El president Illa fue recibido con silbidos y gritos de independencia en el Tarraco Arena con motivo del concurso de castells. No es la primera vez que pasa. De hecho, en el pasado Corpus ya fue abroncado en la plaza de Sant Pere de Berga durante la Patum. Salvador Illa es el president del país, pero cuando pisa cualquier lugar donde las celebraciones se vertebran desde la cultura popular del país, parece que los lugares lo quieren escupir. Illa hizo campaña llenándose la boca con la idea de recoser Catalunya, pero hay una parte de Catalunya que ha entendido muy bien que recoser es dejarse asimilar. Y que el conflicto va más allá del procés o no procés, por mucho que los castellers bañaran al president en gritos de independencia. El problema de todo esto es que todavía no lo hemos entendido todos, que lo hemos entendido tarde, que quizás no lo hemos entendido lo suficiente y que los partidos independentistas, en cierta medida, se han aprovechado de que esto no se entienda.

Silbar al president Illa también es una forma de taparse las miserias y relamerse las heridas. Illa es president con una mayoría de votos y representa a una institución que, encabezada por quien sea, es el único poder que los catalanes tenemos disponible de verdad. Hay que aspirar a ella, pues, sin dejar de decir que es una herramienta pensada para hacer regionalismo. Y decir esto tiene que ser compatible con explicar que Salvador Illa, aun alcanzando el poder sin hacer trampas en primera persona, es del equipo que puede trucar —y ha trucado— el tablero de juego. Sabiéndolo, una sombra de sospecha se cierne sobre el president: Salvador Illa no tiene más remedio que acudir a los lugares que los inmateriales de la nación que representa ocupan, pero en estos lugares, todo el mundo sospecha que el president Illa es el president que preferiría que todo eso no existiera. Siendo cómplice y ejecutor de un españolismo que trabaja incesantemente para la homogeneidad bajo Castilla, y más allá de las preferencias personales del president, los castells, cualquier símbolo y cualquier tradición que dibuje la línea de la identidad y marque su diferencia, debe ser aceptada como poca cosa más que una eventualidad.

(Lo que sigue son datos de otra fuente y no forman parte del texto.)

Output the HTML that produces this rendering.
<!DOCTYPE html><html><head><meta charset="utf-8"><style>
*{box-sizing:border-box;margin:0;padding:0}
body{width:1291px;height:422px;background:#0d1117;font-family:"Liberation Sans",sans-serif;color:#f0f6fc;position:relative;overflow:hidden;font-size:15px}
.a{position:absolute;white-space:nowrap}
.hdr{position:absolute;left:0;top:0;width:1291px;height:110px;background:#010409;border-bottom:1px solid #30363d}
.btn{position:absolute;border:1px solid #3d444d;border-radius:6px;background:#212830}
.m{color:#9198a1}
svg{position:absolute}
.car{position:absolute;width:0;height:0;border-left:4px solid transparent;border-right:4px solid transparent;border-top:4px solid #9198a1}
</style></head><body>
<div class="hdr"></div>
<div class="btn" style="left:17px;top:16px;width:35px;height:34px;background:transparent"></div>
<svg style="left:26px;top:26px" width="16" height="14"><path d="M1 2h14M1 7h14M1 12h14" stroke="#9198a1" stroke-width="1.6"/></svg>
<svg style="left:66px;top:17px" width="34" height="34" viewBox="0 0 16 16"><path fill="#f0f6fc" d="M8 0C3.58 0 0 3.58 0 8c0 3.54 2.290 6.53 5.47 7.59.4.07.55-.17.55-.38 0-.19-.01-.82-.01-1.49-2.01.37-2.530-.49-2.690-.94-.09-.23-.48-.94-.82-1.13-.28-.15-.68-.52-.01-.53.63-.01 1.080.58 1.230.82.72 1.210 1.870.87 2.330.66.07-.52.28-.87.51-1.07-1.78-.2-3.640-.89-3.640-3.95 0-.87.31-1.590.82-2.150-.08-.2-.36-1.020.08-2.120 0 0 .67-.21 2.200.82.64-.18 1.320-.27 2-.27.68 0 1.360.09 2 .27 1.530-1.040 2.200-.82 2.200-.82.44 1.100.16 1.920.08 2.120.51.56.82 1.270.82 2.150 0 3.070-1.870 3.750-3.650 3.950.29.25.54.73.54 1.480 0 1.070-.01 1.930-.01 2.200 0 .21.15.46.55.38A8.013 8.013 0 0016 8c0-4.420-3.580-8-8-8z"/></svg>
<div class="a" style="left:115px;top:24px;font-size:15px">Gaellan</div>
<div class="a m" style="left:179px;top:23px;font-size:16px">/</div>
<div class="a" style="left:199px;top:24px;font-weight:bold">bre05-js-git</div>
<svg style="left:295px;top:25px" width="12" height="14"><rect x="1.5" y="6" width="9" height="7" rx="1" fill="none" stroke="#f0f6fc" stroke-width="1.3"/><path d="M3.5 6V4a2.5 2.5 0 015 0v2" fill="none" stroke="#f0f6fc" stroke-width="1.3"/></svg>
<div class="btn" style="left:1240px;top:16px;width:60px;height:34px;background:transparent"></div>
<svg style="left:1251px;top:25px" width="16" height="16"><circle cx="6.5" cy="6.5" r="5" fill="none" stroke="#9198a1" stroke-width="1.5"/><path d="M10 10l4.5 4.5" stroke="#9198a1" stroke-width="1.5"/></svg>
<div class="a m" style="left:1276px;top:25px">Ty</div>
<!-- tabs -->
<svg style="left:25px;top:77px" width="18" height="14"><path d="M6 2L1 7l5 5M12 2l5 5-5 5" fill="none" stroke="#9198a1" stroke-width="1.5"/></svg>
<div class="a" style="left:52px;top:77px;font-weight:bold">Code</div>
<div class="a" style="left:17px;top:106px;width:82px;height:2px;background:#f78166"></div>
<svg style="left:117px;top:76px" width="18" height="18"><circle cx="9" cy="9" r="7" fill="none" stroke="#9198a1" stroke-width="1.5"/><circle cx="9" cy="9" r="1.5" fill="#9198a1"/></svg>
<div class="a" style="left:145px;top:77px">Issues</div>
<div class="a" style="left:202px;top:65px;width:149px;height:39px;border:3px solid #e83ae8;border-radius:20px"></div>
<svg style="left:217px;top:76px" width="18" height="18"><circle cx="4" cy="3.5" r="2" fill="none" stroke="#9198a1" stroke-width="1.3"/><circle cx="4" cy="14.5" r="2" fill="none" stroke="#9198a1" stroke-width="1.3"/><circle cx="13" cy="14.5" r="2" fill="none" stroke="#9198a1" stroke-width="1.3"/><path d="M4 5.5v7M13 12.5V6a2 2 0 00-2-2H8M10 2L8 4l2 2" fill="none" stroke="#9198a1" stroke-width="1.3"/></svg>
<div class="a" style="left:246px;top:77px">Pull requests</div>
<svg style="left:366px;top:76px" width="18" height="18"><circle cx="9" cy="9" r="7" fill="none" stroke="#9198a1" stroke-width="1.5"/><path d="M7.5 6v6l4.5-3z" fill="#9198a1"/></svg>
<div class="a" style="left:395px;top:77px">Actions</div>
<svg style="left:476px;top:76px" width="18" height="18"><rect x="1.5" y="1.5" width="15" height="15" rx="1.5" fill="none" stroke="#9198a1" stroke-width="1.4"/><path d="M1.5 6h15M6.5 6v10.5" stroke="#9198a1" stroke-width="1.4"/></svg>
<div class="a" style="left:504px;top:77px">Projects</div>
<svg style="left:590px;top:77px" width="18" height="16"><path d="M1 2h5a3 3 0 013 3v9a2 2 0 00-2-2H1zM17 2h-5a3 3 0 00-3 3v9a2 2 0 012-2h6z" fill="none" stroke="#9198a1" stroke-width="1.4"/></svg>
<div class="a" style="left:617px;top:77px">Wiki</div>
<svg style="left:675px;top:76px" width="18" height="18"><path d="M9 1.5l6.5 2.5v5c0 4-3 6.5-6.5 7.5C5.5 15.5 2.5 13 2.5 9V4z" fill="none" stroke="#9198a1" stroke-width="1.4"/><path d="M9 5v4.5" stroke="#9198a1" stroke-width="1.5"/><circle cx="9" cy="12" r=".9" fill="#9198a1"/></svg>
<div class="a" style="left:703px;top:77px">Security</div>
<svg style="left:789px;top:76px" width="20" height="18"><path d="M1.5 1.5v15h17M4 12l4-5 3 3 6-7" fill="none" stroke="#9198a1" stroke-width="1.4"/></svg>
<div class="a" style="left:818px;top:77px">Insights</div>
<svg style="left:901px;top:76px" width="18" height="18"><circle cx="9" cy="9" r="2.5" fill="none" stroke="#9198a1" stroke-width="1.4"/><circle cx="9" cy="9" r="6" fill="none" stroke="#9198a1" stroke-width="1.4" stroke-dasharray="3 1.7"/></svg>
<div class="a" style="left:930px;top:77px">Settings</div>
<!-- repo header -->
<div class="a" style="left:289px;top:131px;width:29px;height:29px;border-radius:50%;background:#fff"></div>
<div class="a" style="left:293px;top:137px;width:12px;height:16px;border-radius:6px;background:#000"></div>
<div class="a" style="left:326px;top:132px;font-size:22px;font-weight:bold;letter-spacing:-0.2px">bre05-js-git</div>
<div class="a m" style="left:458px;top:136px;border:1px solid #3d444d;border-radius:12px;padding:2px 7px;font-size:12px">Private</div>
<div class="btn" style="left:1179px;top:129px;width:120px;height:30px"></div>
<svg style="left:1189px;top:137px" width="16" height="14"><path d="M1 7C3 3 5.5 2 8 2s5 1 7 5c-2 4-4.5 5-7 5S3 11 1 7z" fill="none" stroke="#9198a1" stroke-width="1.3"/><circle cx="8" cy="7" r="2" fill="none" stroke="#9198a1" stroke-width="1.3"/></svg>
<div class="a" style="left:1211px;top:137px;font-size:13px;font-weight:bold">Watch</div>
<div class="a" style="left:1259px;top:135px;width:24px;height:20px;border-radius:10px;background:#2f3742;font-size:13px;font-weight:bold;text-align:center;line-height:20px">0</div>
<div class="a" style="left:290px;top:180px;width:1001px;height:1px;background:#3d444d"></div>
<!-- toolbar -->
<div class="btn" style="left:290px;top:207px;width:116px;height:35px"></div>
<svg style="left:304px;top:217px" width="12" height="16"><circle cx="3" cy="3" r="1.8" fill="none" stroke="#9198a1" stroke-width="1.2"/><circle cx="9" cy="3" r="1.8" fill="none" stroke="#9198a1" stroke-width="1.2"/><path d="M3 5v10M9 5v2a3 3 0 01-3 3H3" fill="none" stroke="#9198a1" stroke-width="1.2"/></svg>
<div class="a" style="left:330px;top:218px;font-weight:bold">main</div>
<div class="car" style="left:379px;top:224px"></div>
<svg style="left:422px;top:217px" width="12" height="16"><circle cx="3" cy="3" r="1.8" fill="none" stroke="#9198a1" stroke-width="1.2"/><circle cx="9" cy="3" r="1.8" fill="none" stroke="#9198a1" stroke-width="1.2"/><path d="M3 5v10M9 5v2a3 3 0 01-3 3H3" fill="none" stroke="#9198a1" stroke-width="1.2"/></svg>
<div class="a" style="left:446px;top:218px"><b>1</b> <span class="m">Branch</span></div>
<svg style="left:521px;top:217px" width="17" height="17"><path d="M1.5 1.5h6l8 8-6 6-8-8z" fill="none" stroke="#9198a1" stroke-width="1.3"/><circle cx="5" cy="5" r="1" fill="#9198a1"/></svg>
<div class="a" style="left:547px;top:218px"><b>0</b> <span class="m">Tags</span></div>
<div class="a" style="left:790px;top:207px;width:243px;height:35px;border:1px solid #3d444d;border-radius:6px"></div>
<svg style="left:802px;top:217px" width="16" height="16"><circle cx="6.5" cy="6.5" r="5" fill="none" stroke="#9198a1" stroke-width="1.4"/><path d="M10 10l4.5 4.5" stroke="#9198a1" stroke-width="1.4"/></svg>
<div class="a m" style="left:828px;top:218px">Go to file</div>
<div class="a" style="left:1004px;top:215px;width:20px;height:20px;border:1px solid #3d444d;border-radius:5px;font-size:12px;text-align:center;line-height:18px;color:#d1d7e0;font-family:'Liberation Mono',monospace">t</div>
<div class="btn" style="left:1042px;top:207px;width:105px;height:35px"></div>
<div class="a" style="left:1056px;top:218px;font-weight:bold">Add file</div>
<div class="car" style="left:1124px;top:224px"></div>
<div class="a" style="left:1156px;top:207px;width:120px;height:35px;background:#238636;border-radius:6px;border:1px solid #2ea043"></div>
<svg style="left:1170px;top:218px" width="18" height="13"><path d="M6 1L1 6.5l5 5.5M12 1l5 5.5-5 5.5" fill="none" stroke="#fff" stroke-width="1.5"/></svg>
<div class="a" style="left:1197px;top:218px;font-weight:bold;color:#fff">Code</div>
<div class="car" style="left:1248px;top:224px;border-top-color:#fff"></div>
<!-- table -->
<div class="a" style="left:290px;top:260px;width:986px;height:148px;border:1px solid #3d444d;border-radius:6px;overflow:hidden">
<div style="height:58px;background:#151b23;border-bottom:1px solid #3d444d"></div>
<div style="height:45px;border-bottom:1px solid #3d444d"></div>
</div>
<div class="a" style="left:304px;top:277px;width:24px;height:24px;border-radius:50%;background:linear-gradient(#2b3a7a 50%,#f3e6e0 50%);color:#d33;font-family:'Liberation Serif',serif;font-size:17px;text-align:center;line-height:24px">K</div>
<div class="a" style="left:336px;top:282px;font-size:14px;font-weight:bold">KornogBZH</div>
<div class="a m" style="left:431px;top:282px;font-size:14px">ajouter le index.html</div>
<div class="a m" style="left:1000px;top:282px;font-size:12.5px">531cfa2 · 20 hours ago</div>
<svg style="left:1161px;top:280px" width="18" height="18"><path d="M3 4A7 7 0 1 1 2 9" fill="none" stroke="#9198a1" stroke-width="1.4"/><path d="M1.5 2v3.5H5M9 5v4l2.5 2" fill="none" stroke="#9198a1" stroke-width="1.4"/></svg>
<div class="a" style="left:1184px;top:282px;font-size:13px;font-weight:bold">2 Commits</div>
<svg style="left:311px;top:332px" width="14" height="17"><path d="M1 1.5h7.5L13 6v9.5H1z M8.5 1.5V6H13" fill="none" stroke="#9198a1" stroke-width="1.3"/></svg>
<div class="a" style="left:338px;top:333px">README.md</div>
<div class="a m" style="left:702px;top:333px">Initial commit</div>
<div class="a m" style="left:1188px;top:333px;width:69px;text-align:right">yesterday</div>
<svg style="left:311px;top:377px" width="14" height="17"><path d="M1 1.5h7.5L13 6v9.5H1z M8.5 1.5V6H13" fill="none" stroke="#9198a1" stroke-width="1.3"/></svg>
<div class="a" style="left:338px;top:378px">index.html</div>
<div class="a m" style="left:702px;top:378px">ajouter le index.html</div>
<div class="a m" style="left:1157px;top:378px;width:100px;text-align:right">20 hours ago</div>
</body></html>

No hay procés, pero todavía hay catalanes que hablan catalán, que participan de su cultura popular, que se identifican con sus símbolos y que no quieren dejar de ser catalanes

Hay conflictos que ni todo el marketing del mundo, ni toda la connivencia de los partidos independentistas, ni todos los poderes políticos, económicos y judiciales pueden borrar de un día para el otro. No hay procés, pero todavía hay catalanes que hablan catalán, que participan de su cultura popular, que se identifican con sus símbolos y que no quieren dejar de ser catalanes. Para un president que querría gobernar este país como una comunidad autónoma más —aun siendo él catalán—, todo lo que nos es propio —y que el españolismo siempre ha querido reducir al folclore— es un obstáculo. La política catalana ha puesto arriba de todo de la única institución que nos otorga un verdadero poder a una personificación del autoodio. "Política catalana" es una forma de decir que también los que han preferido anclarse electoralmente a los líderes que lo han permitido son, como mínimo, cómplices. Salvador Illa no puede pisar las plazas del país, pero pisa cada día el Palau de la Generalitat. Y por mucho que los silbidos nos sirvan para relamernos las heridas, la situación no es casual.

El president a solas fracasará en recoser el país, sobre todo en cuanto al aspecto cultural, pero los líderes independentistas no pudieron —o no quisieron— descoserlo de España. A pesar de los inconvenientes que este tipo de limbo conflictual carga, también se entrevé una virtud: la crudeza de la realidad es tan obvia que resulta muy difícil negarla. Resulta muy difícil no ver por qué había que hacer la independencia cuando parece que algunos tuvieron el botón en frente y decidieron no apretarlo. Nunca como ahora ha habido tanta gente en este país con los motivos tan claros sobre por qué el españolismo nos niega hasta la última migaja de existencia. Nunca como ahora ha habido tanta gente consciente de que, dentro de España, la catalanidad comporta soportar odio étnico. El president Illa es el president que trabaja para la normalización de este odio dentro de Catalunya, por eso —por mucho que los partidos independentistas le hayan comprado a cambio de cuatro concesiones— no puede ir tranquilo a las plazas a vender su mercancía envenenada.